More often than not, there are four walls around me. This is not unusual for a lot of people, most rooms being rectangular, and all, ha ha. Lately though, I’ve been noticing more and more of a self-inflicted fifth wall in front of me. That fifth wall, is this screen. The one I am writing on. It is connected to your screen, the one that you are reading this from. I used to see this screen as a window, an open door to anything in the world, as long as I could think of it, and operate Google without it shutting down on me (which it has been known to do. Evil brilliant Google). Lately, it has morphed into a wall, a solid brick wall, held together with misunderstandings.

More often than not, I find myself observing arguments and people being generally rude over the Internet. I don’t really have anything to say about these people, and to be honest, I quite enjoy e-drama, and this is not about that. This is about communicating, not with your enemies, but between friends.

No matter how much you try in “real life,” misunderstandings happen every day, with the people you love. Now, try sticking a computer screen and thousands of miles between you. Even more things get misinterpreted, which can make things awkward. It’s really not fair, but what can you do?

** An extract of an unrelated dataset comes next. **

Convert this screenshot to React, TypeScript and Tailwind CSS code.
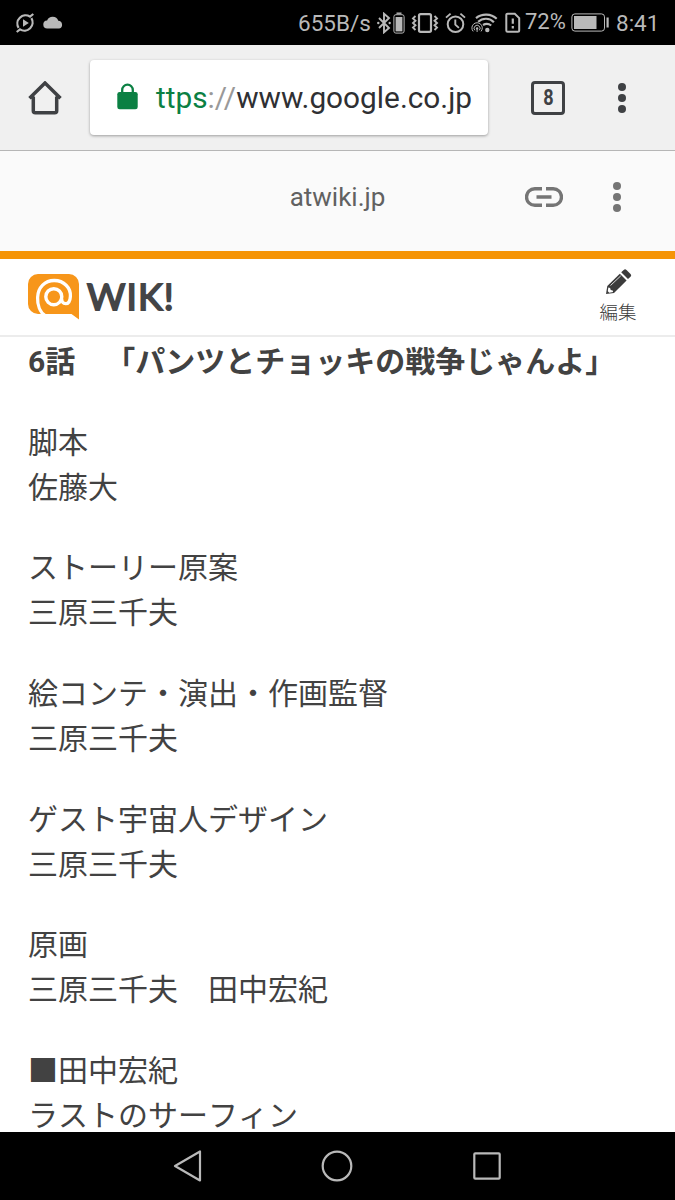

Well, I suppose you can try extra hard. But really, how are you supposed to convey what you actually feel in a short message? For example, one of my favourite ways to keep track of my friends is through Facebook. I did it, while I was away, and continue to find it as a valuable ressource now. But, how am I supposed to express what I’m feeling to these darling people in my life that I can’t see, through something as simple as a “I LUURVE YOU!” message on their “Wall?” I can’t, and it’s sad.

With my Katimavik friends (family, more like), I can feel us growing further and further apart each day. Our schedules are so different that we never talk. Same with my friends in Calgary. It’s frustrating, and I’ve found that I’ve turned to more “online,” friends. The problem is, that it seems kind of doomed from the start. I can’t even keep track of my friends in this city, nor my friends scattered across the country, how can I begin to even consider the rest of the world? But it’s too late for that, because I actually have come to enjoy communicating with these people. These “online” friends. Many of whom are probably reading this, now that I think about it (when I started writing this I never actually considered anyone reading…).

Ugghh. Anyway, that’s enough of this babbling, I’m sure. I don’t even know if any of this makes sense at all, but I hope at least part of it does, and I hope maybe someone out there understands what I’m trying to say.